The main algorithm in this paper is Jumping Adaptive Multimodal Sampler (JAMS). It has a burn-in algorithm that uses optimization-based procedure to identify modes, to merge them and to estimate covariance matrices around the modes. After task (1) is solved by the burn-in algorithm, JAMS alternates between the later two tasks with local moves that samples around a mode and jump moves that facilitate crossing the low density regions. The local moves are adaptive in the sense that it relies on local kernels with parameters that are learned on the fly. The jump moves propose a new mode and choose a new point around the new mode.

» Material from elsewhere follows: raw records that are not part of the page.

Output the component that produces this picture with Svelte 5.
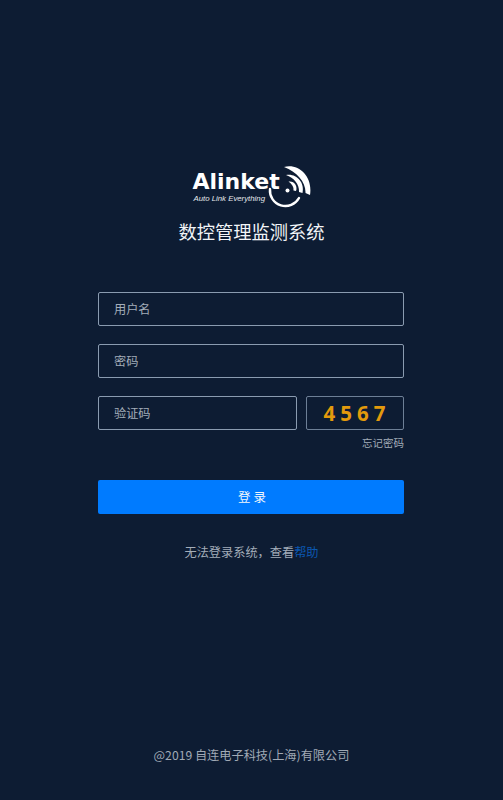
<script>
  let username = "";
  let password = "";
  let code = "";
</script>

<div class="page">
  <header class="brand">
    <div class="logo">
      <div class="words">
        <span class="name">Alinket</span>
        <span class="slogan">Auto Link Everything</span>
      </div>
      <svg class="waves" viewBox="0 0 48 44" width="48" height="44" fill="#fff">
        <path d="M21 2 C36 -2 50 12 47 30 L42.5 28 C43 17 34 7 21 2 Z" />
        <path d="M23 10 C33 8 42 17 39.5 28 L36 27 C36.5 19 31 13 23 10 Z" />
        <path d="M25.5 16.5 C31 15.5 35 21 33 26 L30.5 25.5 C31 22 29 19 25.5 16.5 Z" />
        <circle cx="24.5" cy="25.5" r="2" />
        <path d="M7 24 A15.5 15.5 0 0 0 36 33" fill="none" stroke="#fff" stroke-width="2.4" stroke-linecap="round" />
      </svg>
    </div>
    <h1>数控管理监测系统</h1>
  </header>

  <form class="form" on:submit|preventDefault>
    <input type="text" placeholder="用户名" bind:value={username} />
    <input type="password" placeholder="密码" bind:value={password} />
    <div class="code-row">
      <input type="text" placeholder="验证码" bind:value={code} />
      <div class="captcha">4567</div>
    </div>
    <a class="forgot" href="#forgot">忘记密码</a>
    <button type="submit">登 录</button>
  </form>

  <p class="help">无法登录系统，查看<a href="#help">帮助</a></p>

  <footer>@2019 自连电子科技(上海)有限公司</footer>
</div>

<style>
  :global(body) {
    background: #0d1c33;
  }

  .page {
    height: 800px;
    box-sizing: border-box;
    padding-top: 165px;
    display: flex;
    flex-direction: column;
    align-items: center;
    background: #0d1c33;
    font-family: "Noto Sans CJK SC", "Noto Sans", sans-serif;
    overflow: hidden;
  }

  .brand {
    display: flex;
    flex-direction: column;
    align-items: center;
  }

  .logo {
    display: flex;
    align-items: flex-start;
    height: 44px;
  }

  .words {
    width: 88px;
    display: flex;
    flex-direction: column;
    padding-top: 4px;
    margin-right: -18px;
    white-space: nowrap;
  }

  .name {
    font-family: "DejaVu Sans", sans-serif;
    font-weight: 700;
    font-size: 22px;
    line-height: 25px;
    color: #fff;
  }

  .slogan {
    font-family: "Liberation Sans", sans-serif;
    font-style: italic;
    font-size: 7.8px;
    line-height: 10px;
    color: #e5e8ec;
    margin-left: 1px;
  }

  .waves {
    display: block;
  }

  h1 {
    margin: 9px 0 0;
    font-size: 18.3px;
    line-height: 26px;
    font-weight: 400;
    color: #f2f4f7;
  }

  .form {
    width: 306px;
    margin: 48px 1px 0 0;
    display: flex;
    flex-direction: column;
    gap: 18px;
  }

  input {
    display: block;
    width: 100%;
    height: 34px;
    box-sizing: border-box;
    padding: 0 15px;
    background: transparent;
    border: 1px solid #8a9bb0;
    border-radius: 2px;
    outline: none;
    font-family: inherit;
    font-size: 12.2px;
    color: #fff;
  }

  input::placeholder {
    color: #a3adb9;
    opacity: 1;
  }

  .code-row {
    display: flex;
    gap: 9px;
  }

  .code-row input {
    flex: 1;
    min-width: 0;
  }

  .captcha {
    width: 98px;
    height: 34px;
    box-sizing: border-box;
    flex: none;
    border: 1px solid #6d7f96;
    border-radius: 2px;
    text-align: center;
    font-family: "Noto Sans", sans-serif;
    font-weight: 700;
    font-size: 20.5px;
    line-height: 32px;
    letter-spacing: 5px;
    padding-left: 4px;
    color: #e39a0c;
  }

  .forgot {
    align-self: flex-end;
    margin-top: -13px;
    font-size: 10.5px;
    line-height: 15px;
    color: #a3adb9;
    text-decoration: none;
  }

  button {
    height: 34px;
    margin-top: 12px;
    padding: 0 0 2px 2px;
    background: #007bff;
    border: 0;
    border-radius: 2px;
    font-family: inherit;
    font-size: 12.5px;
    color: #f2f6fb;
  }

  .help {
    margin: 29px 0 0;
    font-size: 12.2px;
    line-height: 18px;
    color: #a3adb9;
  }

  .help a {
    color: #0b57b0;
    text-decoration: none;
  }

  footer {
    margin-top: auto;
    margin-bottom: 36px;
    font-size: 12.2px;
    line-height: 18px;
    color: #a0a9b5;
  }
</style>
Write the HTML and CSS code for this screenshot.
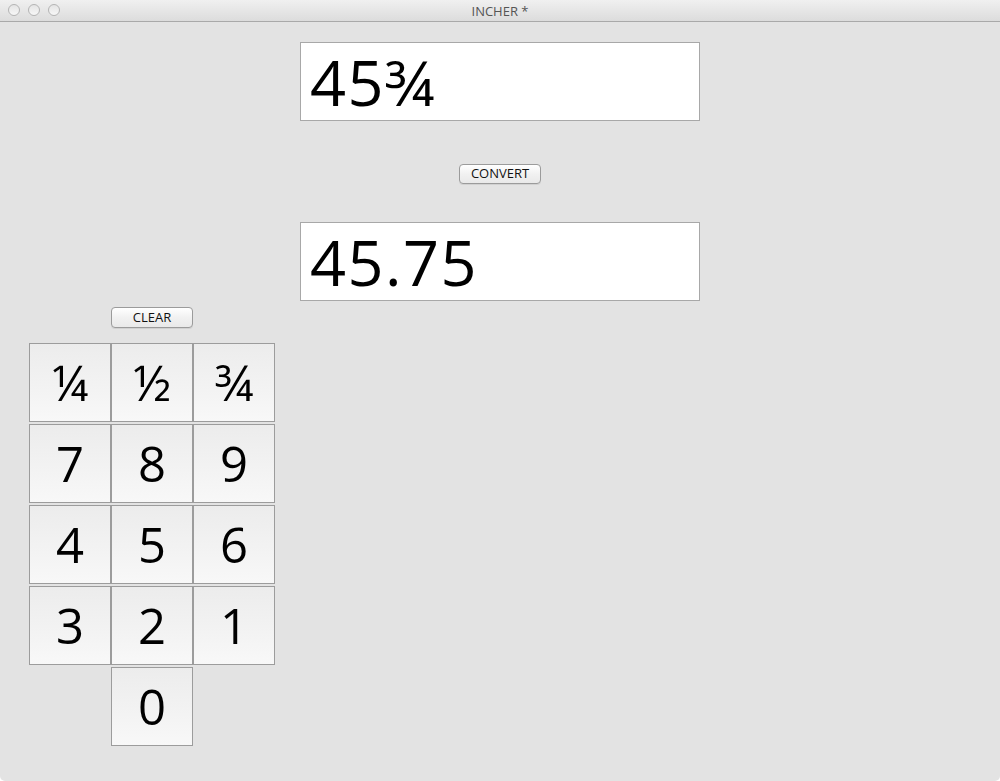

This paper proves ergodicity of JAMS by considering it as a case of a general class of Auxiliary Variable Adaptive MCMC. It also provides extensive simulation studies on multivariate Gaussian (d = 200) , mixtures of t-distributions and bananas and a Bayesian model for sensor network localisation. The results are compared against Adaptive Parallel Tempering (APT). In all the cases tested, JAMS out performs APT in terms of root mean squared error scaled by dimension of the problem. JAMS is also more robust to initialization in term of recovering all the modes.
I usually think of Monte Carlo integration and optimization as very similar tasks and even neglect the area of optimization. This paper is a wake up call for me, as I believe the current JAMS algorithm relies on a successful mode identifying stage. The discussions in Section 6 also suggest mode finding as the bottle neck.